Energy Efficiency in Brazil
| Brazil's annual untapped
energy savings potential is estimated at US$ 2.25 billion and many projects
would enjoy an average payback of less than 30 months.
Brazil's ESCO industry is the oldest among the three countries, with a vibrant national ESCO association (ABESCO).
It is also among the few developing countries to have established a "wire charge" which streams a small portion of power companies' revenues into energy conservation and other public energy benefits.
The utilities spend 0.25% of annual revenues on energy saving projects in customer facilities and general conservation education efforts. The wire charge fund provided about $250 million to efficiency initiatives between 1998 and 2004 and many utilities work with ESCOs to fulfill these requirements, helping the ESCO industry grow.
The 3 EEC project has worked with the energy efficiency and banking communities, to develop new ideas to ease and accelerate the financing of energy efficiency projects.
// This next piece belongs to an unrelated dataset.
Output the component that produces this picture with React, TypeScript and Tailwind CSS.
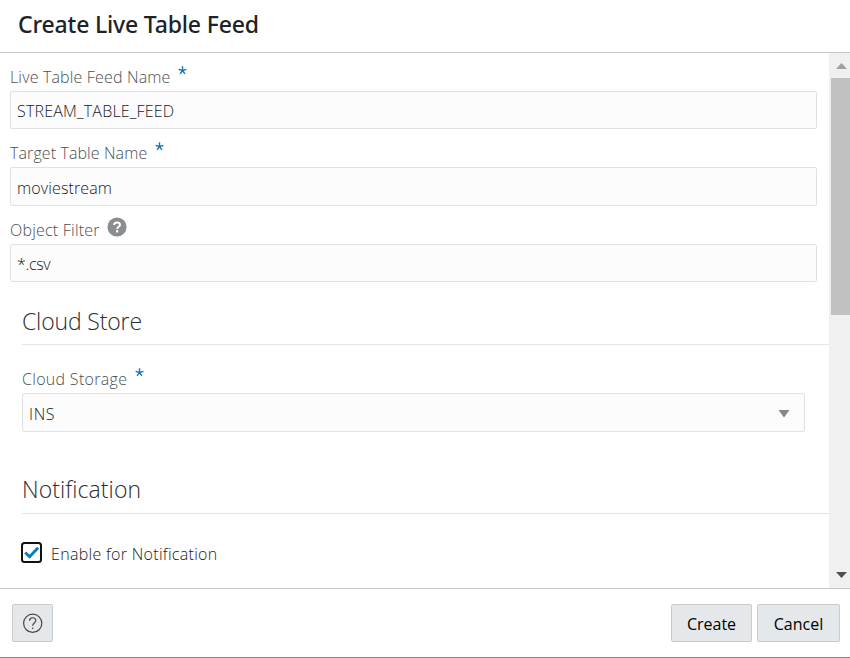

| Via workshops, training and other
initiatives, including an international roundtable on energy efficiency
financing in Rio de Janeiro April 2, attracting scores of banking, energy
efficiency and government experts, the 3CEE project helped clarify roadblocks
to progress and potential solutions.
At the Paris meeting, the Brazilian Development Bank (BDNES) announced a new guarantee program to assist ESCOs and accept 80% of loan risks on accepted energy reduction projects.
"Mutual understanding of the requirements and opportunities of each agent in the market had been minimal prior to the 3CEE project" says Mr. Taylor. "The project put forward several proposals for Brazil, the most important of these being the proposed loan guarantee mechanism for EE initiatives and the Brazilian Development Bank has earned sincere congratulations for having accepted the challenge."